Copy all the data exactly, except the pictures.
* begin *
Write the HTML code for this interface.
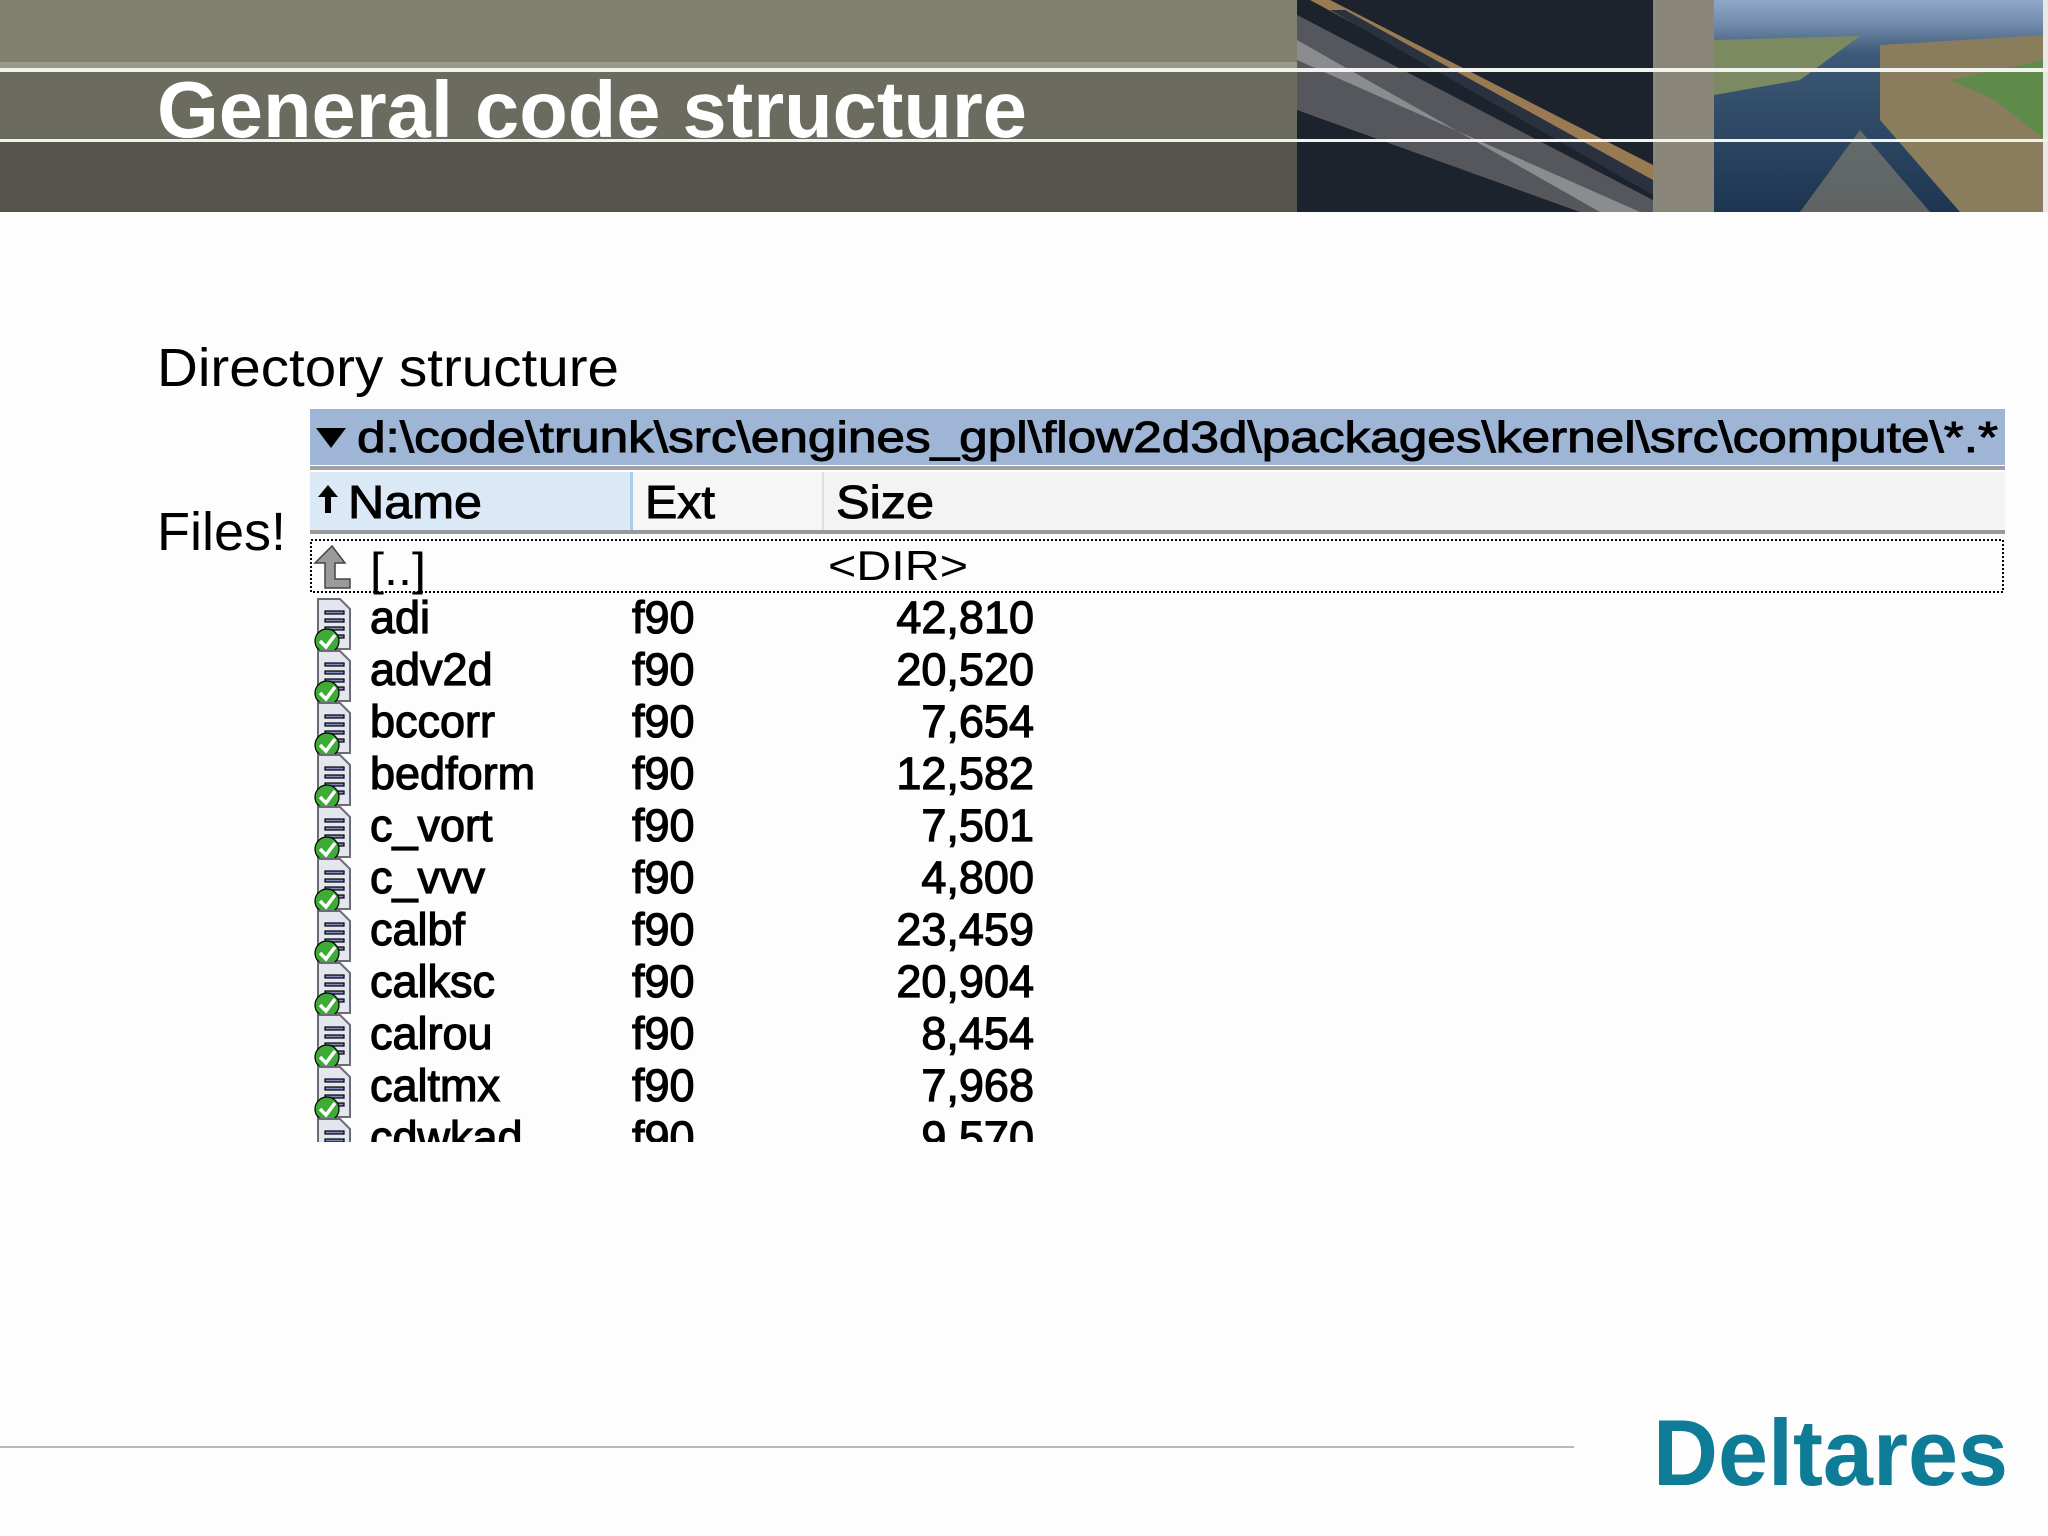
<!DOCTYPE html>
<html><head><meta charset="utf-8"><style>
html,body{margin:0;padding:0;background:#fdfdfd;}
svg{display:block;}
text{font-family:"Liberation Sans",sans-serif;}
</style></head><body>
<svg width="2048" height="1536" viewBox="0 0 2048 1536" xmlns="http://www.w3.org/2000/svg">
<defs>
<linearGradient id="sky" x1="0" y1="0" x2="0" y2="1">
<stop offset="0" stop-color="#8fa8c8"/><stop offset="0.12" stop-color="#6f89a8"/><stop offset="0.25" stop-color="#3d5a78"/><stop offset="1" stop-color="#1d3550"/>
</linearGradient>
<clipPath id="list"><rect x="300" y="580" width="800" height="562"/></clipPath>
<clipPath id="br"><rect x="1297" y="0" width="356" height="212"/></clipPath>
<g id="ficon">
<path d="M318 -34 h22 l10 10 v40 h-32z" fill="#e4e6ee" stroke="#6a6a78" stroke-width="2"/>
<rect x="325" y="-22" width="19" height="3" fill="#7f88c0"/><rect x="325" y="-14" width="19" height="3" fill="#7f88c0"/><rect x="325" y="-6" width="19" height="3" fill="#7f88c0"/><rect x="325" y="2" width="19" height="3" fill="#7f88c0"/>
<circle cx="327" cy="8" r="12" fill="#3faa36"/>
<path d="M320 8 l6 6 l9 -12" fill="none" stroke="#fff" stroke-width="3.5"/>
</g>
</defs>
<rect x="0" y="0" width="2048" height="68" fill="#81816f"/>
<rect x="0" y="62" width="2048" height="6" fill="#9a9a8c"/>
<rect x="0" y="72" width="2048" height="68" fill="#6b6b60"/>
<rect x="0" y="142" width="2048" height="70" fill="#55554d"/>
<rect x="1297" y="0" width="356" height="212" fill="#1c232d"/>
<g clip-path="url(#br)">
<polygon points="1297,15 1297,110 1580,212 1653,212 1653,200" fill="#55575c"/>
<polygon points="1297,40 1297,60 1640,212 1600,212" fill="#8a8c90"/>
<polygon points="1310,0 1330,0 1653,165 1653,185" fill="#9a7a52"/>
<polygon points="1330,10 1345,10 1653,180 1653,195" fill="#2a3240"/>
</g>
<rect x="1653" y="0" width="61" height="212" fill="#8a867a"/>
<rect x="1714" y="0" width="331" height="212" fill="url(#sky)"/>
<polygon points="1714,40 1860,36 1800,80 1714,95" fill="#7b8a60"/>
<polygon points="1880,45 2045,35 2045,212 1960,212 1880,120" fill="#8a7d5e"/>
<polygon points="1950,80 2045,60 2045,140 1995,100" fill="#5f8a4a"/>
<polygon points="1800,212 1860,130 1930,212" fill="#8a8470" opacity="0.6"/>
<rect x="2043" y="0" width="5" height="212" fill="#e8e8e4"/>
<rect x="0" y="68" width="2048" height="4" fill="#f2f2ee"/>
<rect x="0" y="139" width="2048" height="3" fill="#f2f2ee"/>
<text x="157" y="137" font-size="80" font-weight="bold" fill="#fff" textLength="870" lengthAdjust="spacingAndGlyphs">General code structure</text>
<text x="157" y="386" font-size="54" fill="#000" textLength="462" lengthAdjust="spacingAndGlyphs">Directory structure</text>
<text x="157" y="550" font-size="54" fill="#000">Files!</text>
<rect x="310" y="409" width="1695" height="56" fill="#9fb5d6"/>
<polygon points="316,428 346,428 331,448" fill="#000"/>
<text x="357" y="452" font-size="44" fill="#000" textLength="1641" lengthAdjust="spacingAndGlyphs" stroke="#000" stroke-width="1">d:\code\trunk\src\engines_gpl\flow2d3d\packages\kernel\src\compute\*.*</text>
<rect x="310" y="466" width="1695" height="4" fill="#a0a0a0"/>
<rect x="310" y="472" width="322" height="58" fill="#dbe9f7"/>
<rect x="632" y="472" width="190" height="58" fill="#f6f6f6"/>
<rect x="822" y="472" width="1183" height="58" fill="#f3f3f3"/>
<rect x="630" y="472" width="3" height="58" fill="#a8cde8"/>
<rect x="822" y="472" width="2" height="58" fill="#e0e0e0"/>
<rect x="310" y="530" width="1695" height="4" fill="#9a9a9a"/>
<path d="M328 485 l-10 12 h7 v16 h6 v-16 h7z" fill="#000"/>
<text x="348" y="518" font-size="46" fill="#000" stroke="#000" stroke-width="1" textLength="134" lengthAdjust="spacingAndGlyphs">Name</text>
<text x="645" y="518" font-size="46" fill="#000" stroke="#000" stroke-width="1" textLength="70" lengthAdjust="spacingAndGlyphs">Ext</text>
<text x="836" y="518" font-size="46" fill="#000" stroke="#000" stroke-width="1" textLength="98" lengthAdjust="spacingAndGlyphs">Size</text>
<rect x="311" y="540" width="1692" height="52" fill="none" stroke="#000" stroke-width="2" stroke-dasharray="2,2"/>
<path d="M332 546 l-17 17 h10 v25 h25 v-9 h-15 v-16 h10z" fill="#9a9a9a" stroke="#444" stroke-width="1.5"/>
<text x="370" y="585" font-size="46" fill="#000" textLength="56" lengthAdjust="spacingAndGlyphs">[..]</text>
<text x="828" y="580" font-size="42" fill="#000" textLength="140" lengthAdjust="spacingAndGlyphs">&lt;DIR&gt;</text>
<g clip-path="url(#list)" font-size="45" fill="#000" stroke="#000" stroke-width="1.2">
<g transform="translate(0,633)"><use href="#ficon"/><text x="370" y="0">adi</text><text x="632" y="0">f90</text><text x="1034" y="0" text-anchor="end">42,810</text></g>
<g transform="translate(0,685)"><use href="#ficon"/><text x="370" y="0">adv2d</text><text x="632" y="0">f90</text><text x="1034" y="0" text-anchor="end">20,520</text></g>
<g transform="translate(0,737)"><use href="#ficon"/><text x="370" y="0">bccorr</text><text x="632" y="0">f90</text><text x="1034" y="0" text-anchor="end">7,654</text></g>
<g transform="translate(0,789)"><use href="#ficon"/><text x="370" y="0">bedform</text><text x="632" y="0">f90</text><text x="1034" y="0" text-anchor="end">12,582</text></g>
<g transform="translate(0,841)"><use href="#ficon"/><text x="370" y="0">c_vort</text><text x="632" y="0">f90</text><text x="1034" y="0" text-anchor="end">7,501</text></g>
<g transform="translate(0,893)"><use href="#ficon"/><text x="370" y="0">c_vvv</text><text x="632" y="0">f90</text><text x="1034" y="0" text-anchor="end">4,800</text></g>
<g transform="translate(0,945)"><use href="#ficon"/><text x="370" y="0">calbf</text><text x="632" y="0">f90</text><text x="1034" y="0" text-anchor="end">23,459</text></g>
<g transform="translate(0,997)"><use href="#ficon"/><text x="370" y="0">calksc</text><text x="632" y="0">f90</text><text x="1034" y="0" text-anchor="end">20,904</text></g>
<g transform="translate(0,1049)"><use href="#ficon"/><text x="370" y="0">calrou</text><text x="632" y="0">f90</text><text x="1034" y="0" text-anchor="end">8,454</text></g>
<g transform="translate(0,1101)"><use href="#ficon"/><text x="370" y="0">caltmx</text><text x="632" y="0">f90</text><text x="1034" y="0" text-anchor="end">7,968</text></g>
<g transform="translate(0,1153)"><use href="#ficon"/><text x="370" y="0">cdwkad</text><text x="632" y="0">f90</text><text x="1034" y="0" text-anchor="end">9,570</text></g>
</g>
<rect x="0" y="1446" width="1574" height="2" fill="#b8b8b8"/>
<text x="1653" y="1485" font-size="94" font-weight="bold" fill="#0f7c97" textLength="355" lengthAdjust="spacingAndGlyphs">Deltares</text>
</svg>
</body></html>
* end *
SOLUTION BELOW —
Write the HTML code for this interface.
<!DOCTYPE html>
<html><head><meta charset="utf-8"><style>
html,body{margin:0;padding:0;background:#fdfdfd;}
svg{display:block;}
text{font-family:"Liberation Sans",sans-serif;}
</style></head><body>
<svg width="2048" height="1536" viewBox="0 0 2048 1536" xmlns="http://www.w3.org/2000/svg">
<defs>
<linearGradient id="sky" x1="0" y1="0" x2="0" y2="1">
<stop offset="0" stop-color="#8fa8c8"/><stop offset="0.12" stop-color="#6f89a8"/><stop offset="0.25" stop-color="#3d5a78"/><stop offset="1" stop-color="#1d3550"/>
</linearGradient>
<clipPath id="list"><rect x="300" y="580" width="800" height="562"/></clipPath>
<clipPath id="br"><rect x="1297" y="0" width="356" height="212"/></clipPath>
<g id="ficon">
<path d="M318 -34 h22 l10 10 v40 h-32z" fill="#e4e6ee" stroke="#6a6a78" stroke-width="2"/>
<rect x="325" y="-22" width="19" height="3" fill="#7f88c0"/><rect x="325" y="-14" width="19" height="3" fill="#7f88c0"/><rect x="325" y="-6" width="19" height="3" fill="#7f88c0"/><rect x="325" y="2" width="19" height="3" fill="#7f88c0"/>
<circle cx="327" cy="8" r="12" fill="#3faa36"/>
<path d="M320 8 l6 6 l9 -12" fill="none" stroke="#fff" stroke-width="3.5"/>
</g>
</defs>
<rect x="0" y="0" width="2048" height="68" fill="#81816f"/>
<rect x="0" y="62" width="2048" height="6" fill="#9a9a8c"/>
<rect x="0" y="72" width="2048" height="68" fill="#6b6b60"/>
<rect x="0" y="142" width="2048" height="70" fill="#55554d"/>
<rect x="1297" y="0" width="356" height="212" fill="#1c232d"/>
<g clip-path="url(#br)">
<polygon points="1297,15 1297,110 1580,212 1653,212 1653,200" fill="#55575c"/>
<polygon points="1297,40 1297,60 1640,212 1600,212" fill="#8a8c90"/>
<polygon points="1310,0 1330,0 1653,165 1653,185" fill="#9a7a52"/>
<polygon points="1330,10 1345,10 1653,180 1653,195" fill="#2a3240"/>
</g>
<rect x="1653" y="0" width="61" height="212" fill="#8a867a"/>
<rect x="1714" y="0" width="331" height="212" fill="url(#sky)"/>
<polygon points="1714,40 1860,36 1800,80 1714,95" fill="#7b8a60"/>
<polygon points="1880,45 2045,35 2045,212 1960,212 1880,120" fill="#8a7d5e"/>
<polygon points="1950,80 2045,60 2045,140 1995,100" fill="#5f8a4a"/>
<polygon points="1800,212 1860,130 1930,212" fill="#8a8470" opacity="0.6"/>
<rect x="2043" y="0" width="5" height="212" fill="#e8e8e4"/>
<rect x="0" y="68" width="2048" height="4" fill="#f2f2ee"/>
<rect x="0" y="139" width="2048" height="3" fill="#f2f2ee"/>
<text x="157" y="137" font-size="80" font-weight="bold" fill="#fff" textLength="870" lengthAdjust="spacingAndGlyphs">General code structure</text>
<text x="157" y="386" font-size="54" fill="#000" textLength="462" lengthAdjust="spacingAndGlyphs">Directory structure</text>
<text x="157" y="550" font-size="54" fill="#000">Files!</text>
<rect x="310" y="409" width="1695" height="56" fill="#9fb5d6"/>
<polygon points="316,428 346,428 331,448" fill="#000"/>
<text x="357" y="452" font-size="44" fill="#000" textLength="1641" lengthAdjust="spacingAndGlyphs" stroke="#000" stroke-width="1">d:\code\trunk\src\engines_gpl\flow2d3d\packages\kernel\src\compute\*.*</text>
<rect x="310" y="466" width="1695" height="4" fill="#a0a0a0"/>
<rect x="310" y="472" width="322" height="58" fill="#dbe9f7"/>
<rect x="632" y="472" width="190" height="58" fill="#f6f6f6"/>
<rect x="822" y="472" width="1183" height="58" fill="#f3f3f3"/>
<rect x="630" y="472" width="3" height="58" fill="#a8cde8"/>
<rect x="822" y="472" width="2" height="58" fill="#e0e0e0"/>
<rect x="310" y="530" width="1695" height="4" fill="#9a9a9a"/>
<path d="M328 485 l-10 12 h7 v16 h6 v-16 h7z" fill="#000"/>
<text x="348" y="518" font-size="46" fill="#000" stroke="#000" stroke-width="1" textLength="134" lengthAdjust="spacingAndGlyphs">Name</text>
<text x="645" y="518" font-size="46" fill="#000" stroke="#000" stroke-width="1" textLength="70" lengthAdjust="spacingAndGlyphs">Ext</text>
<text x="836" y="518" font-size="46" fill="#000" stroke="#000" stroke-width="1" textLength="98" lengthAdjust="spacingAndGlyphs">Size</text>
<rect x="311" y="540" width="1692" height="52" fill="none" stroke="#000" stroke-width="2" stroke-dasharray="2,2"/>
<path d="M332 546 l-17 17 h10 v25 h25 v-9 h-15 v-16 h10z" fill="#9a9a9a" stroke="#444" stroke-width="1.5"/>
<text x="370" y="585" font-size="46" fill="#000" textLength="56" lengthAdjust="spacingAndGlyphs">[..]</text>
<text x="828" y="580" font-size="42" fill="#000" textLength="140" lengthAdjust="spacingAndGlyphs">&lt;DIR&gt;</text>
<g clip-path="url(#list)" font-size="45" fill="#000" stroke="#000" stroke-width="1.2">
<g transform="translate(0,633)"><use href="#ficon"/><text x="370" y="0">adi</text><text x="632" y="0">f90</text><text x="1034" y="0" text-anchor="end">42,810</text></g>
<g transform="translate(0,685)"><use href="#ficon"/><text x="370" y="0">adv2d</text><text x="632" y="0">f90</text><text x="1034" y="0" text-anchor="end">20,520</text></g>
<g transform="translate(0,737)"><use href="#ficon"/><text x="370" y="0">bccorr</text><text x="632" y="0">f90</text><text x="1034" y="0" text-anchor="end">7,654</text></g>
<g transform="translate(0,789)"><use href="#ficon"/><text x="370" y="0">bedform</text><text x="632" y="0">f90</text><text x="1034" y="0" text-anchor="end">12,582</text></g>
<g transform="translate(0,841)"><use href="#ficon"/><text x="370" y="0">c_vort</text><text x="632" y="0">f90</text><text x="1034" y="0" text-anchor="end">7,501</text></g>
<g transform="translate(0,893)"><use href="#ficon"/><text x="370" y="0">c_vvv</text><text x="632" y="0">f90</text><text x="1034" y="0" text-anchor="end">4,800</text></g>
<g transform="translate(0,945)"><use href="#ficon"/><text x="370" y="0">calbf</text><text x="632" y="0">f90</text><text x="1034" y="0" text-anchor="end">23,459</text></g>
<g transform="translate(0,997)"><use href="#ficon"/><text x="370" y="0">calksc</text><text x="632" y="0">f90</text><text x="1034" y="0" text-anchor="end">20,904</text></g>
<g transform="translate(0,1049)"><use href="#ficon"/><text x="370" y="0">calrou</text><text x="632" y="0">f90</text><text x="1034" y="0" text-anchor="end">8,454</text></g>
<g transform="translate(0,1101)"><use href="#ficon"/><text x="370" y="0">caltmx</text><text x="632" y="0">f90</text><text x="1034" y="0" text-anchor="end">7,968</text></g>
<g transform="translate(0,1153)"><use href="#ficon"/><text x="370" y="0">cdwkad</text><text x="632" y="0">f90</text><text x="1034" y="0" text-anchor="end">9,570</text></g>
</g>
<rect x="0" y="1446" width="1574" height="2" fill="#b8b8b8"/>
<text x="1653" y="1485" font-size="94" font-weight="bold" fill="#0f7c97" textLength="355" lengthAdjust="spacingAndGlyphs">Deltares</text>
</svg>
</body></html>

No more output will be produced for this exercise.